PSA Test Is Misused, Unreliable, Says the Antigen's Discoverer

; Richard J. Ablin, PhD, DSc (Hon)


August 08, 2014

The Calamity of Mass Off-Label PSA Screening

Dr. Topol: In 1994 (8 years later), the FDA approved the PSA test for routine use in men aged 50 years and older. That is what the company was initially after. What created the big problem?

Dr. Ablin: The calamity was that right after its approval in 1986, people started to use the PSA test off-label. The only company that was permitted to produce the test kit was Hybritech, but several other biotech companies began producing it shortly after the approval. A tsunami began in the urology community when clinicians started to use the PSA test off-label between 1986 and 1994. This was a crime, because they were using a test that was approved as a harbinger of the recurrence of the disease for the detection of prostate cancer 8 years before it was approved for that indication.

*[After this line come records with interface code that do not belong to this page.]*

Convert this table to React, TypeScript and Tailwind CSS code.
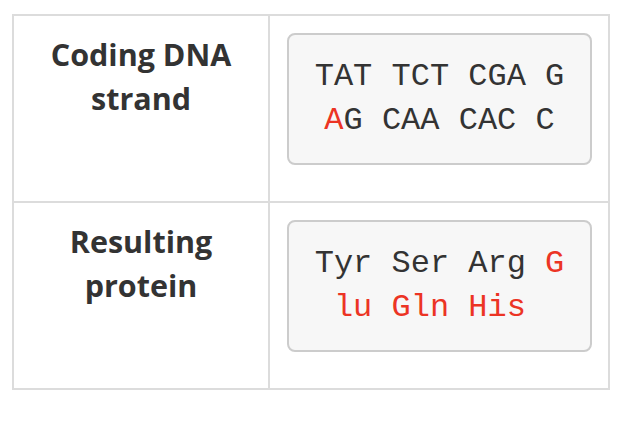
type Row = {
    label: string[],
    lines: { text: string, red?: boolean }[][]
}

const rows: Row[] = [
    {
        label: ['Coding DNA', 'strand'],
        lines: [
            [{ text: 'TAT TCT CGA G' }],
            [{ text: 'A', red: true }, { text: 'G CAA CAC C' }],
        ],
    },
    {
        label: ['Resulting', 'protein'],
        lines: [
            [{ text: 'Tyr Ser Arg ' }, { text: 'G', red: true }],
            [{ text: 'lu Gln His ', red: true }],
        ],
    },
]

export default function App() {
    return <div className="w-[634px] h-[432px] bg-white pt-[14px] pl-3">
        <div className="w-[598px] border-2 border-[#dcdcdc]">
            {rows.map((row, i) => (
                <div
                    key={i}
                    className={`flex ${i === 0 ? 'border-b-2 border-[#dcdcdc]' : ''}`}
                >
                    <div className="w-[256px] shrink-0 border-r-2 border-[#dcdcdc] pt-[16px] px-3 text-center font-['Open_Sans',sans-serif] font-bold text-[30.5px] leading-[44px] text-[#333]">
                        {row.label.map((l) => <div key={l}>{l}</div>)}
                    </div>
                    <div className="flex-1 pt-[17px] pb-4 pl-[17px] pr-4">
                        <div className="mb-5 rounded-lg border-2 border-[#cccccc] bg-[#f7f7f7] py-5 text-center font-['Liberation_Mono','Courier_New',monospace] text-[32px] leading-[44px] text-[#333]">
                            {row.lines.map((line, j) => (
                                <div key={j} className="whitespace-pre">
                                    {line.map((part, k) => (
                                        <span key={k} className={part.red ? 'text-[#ec3424]' : ''}>{part.text}</span>
                                    ))}
                                </div>
                            ))}
                        </div>
                    </div>
                </div>
            ))}
        </div>
    </div>
}
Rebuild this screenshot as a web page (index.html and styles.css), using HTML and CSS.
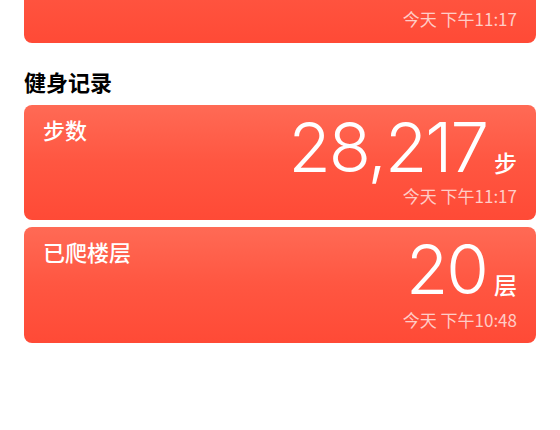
FILE: index.html
```html
<!DOCTYPE html>
<html lang="zh-CN">
<head>
<meta charset="utf-8">
<link rel="stylesheet" href="styles.css">
</head>
<body>
<div class="page">
  <div class="card card-top">
    <div class="time">今天 下午11:17</div>
  </div>

  <h2 class="section-title">健身记录</h2>

  <div class="card">
    <div class="row">
      <div class="title">步数</div>
      <div class="value"><span class="num">28,217</span><span class="unit">步</span></div>
    </div>
    <div class="time">今天 下午11:17</div>
  </div>

  <div class="card card-last">
    <div class="row">
      <div class="title">已爬楼层</div>
      <div class="value"><span class="num">20</span><span class="unit">层</span></div>
    </div>
    <div class="time">今天 下午10:48</div>
  </div>
</div>
</body>
</html>
```

FILE: styles.css
```css
html, body {
  margin: 0;
  padding: 0;
  background: #ffffff;
}

body {
  font-family: "Noto Sans CJK SC", "Noto Sans", sans-serif;
  color: #000;
}

.page {
  padding: 0 24px;
  display: flex;
  flex-direction: column;
}

.card {
  background: linear-gradient(to bottom, #ff6a55 0%, #ff5641 50%, #ff4a36 100%);
  border-radius: 8px;
  color: #fff;
  padding: 10px 19px 13px 19px;
  display: flex;
  flex-direction: column;
  height: 115px;
  box-sizing: border-box;
  margin-bottom: 7px;
}

.card-top {
  margin-top: -72px;
  justify-content: flex-end;
  margin-bottom: 0;
}

.card-last {
  height: 116px;
  padding-bottom: 12px;
}

.section-title {
  margin: 23px 0 9px 0;
  font-size: 22px;
  line-height: 30px;
  font-weight: 700;
}

.row {
  display: flex;
  justify-content: space-between;
  align-items: flex-start;
  flex: 1;
}

.title {
  font-size: 22px;
  line-height: 28px;
  font-weight: 500;
}

.value {
  display: flex;
  align-items: baseline;
  gap: 7px;
  margin-top: 8px;
}

.num {
  font-family: "Inter", "Roboto", sans-serif;
  font-weight: 300;
  font-size: 69px;
  line-height: 48px;
  letter-spacing: -2px;
}

.unit {
  font-size: 23px;
  font-weight: 500;
  line-height: 24px;
}

.time {
  text-align: right;
  font-size: 17px;
  line-height: 22px;
  color: rgba(255, 255, 255, 0.72);
}
```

Furthermore, it should have never been approved for that purpose, because at the advisory committee hearing in 1993 (before the 1994 approval), many members of the committee opposed it. For example, Alexander Baumgarten made the statement that because of the results that Bill Catalona was presenting, it was like Pontius Pilate; you won't be able to wash the blood (the guilt) off your hands because of the 78% false-positive rate.

How is a test with a 78% false-positive rate approved? Eric J. Topol, MD

Dr. Topol: How is a test with a 78% false-positive rate approved? As you wrote in the book, the PSA is wrong 80% of the time.

Dr. Ablin: Through the Freedom of Information Act, we obtained the transcripts of the 1985 and the 1993 meetings. A portion of the transcripts are reprinted in the book. The meeting had a circus atmosphere. Prostate cancer patient support groups were there. Lobbyists were there. Bill Catalona was saying that every few minutes, a man is dying of prostate cancer. The irony is that even Dr. Catalona said that the PSA test doesn't detect prostate cancer. It is a measure of risk. By his own admission, it wasn't a test for prostate cancer, but to determine the risk of developing prostate cancer. There was chaos.

We talked to some of the people who were present at the 1993 advisory board meeting and people from the prostate cancer advocacy groups. There was screaming and yelling: "Men are dying; you have to approve this test!" With the 78% false-positive rate, and being wrong 80% of the time, I don't know how the test was approved.

In the book, we also cover what it costs to go to the FDA. It costs a million dollars. Does that mean anything? I don't know. I can't say anything because I can't prove it, but something went on to lead to this approval.

Dr. Topol: Are you suggesting that there was a pay-off?

Dr. Ablin: How would they have approved a test with an 80% false-positive rate?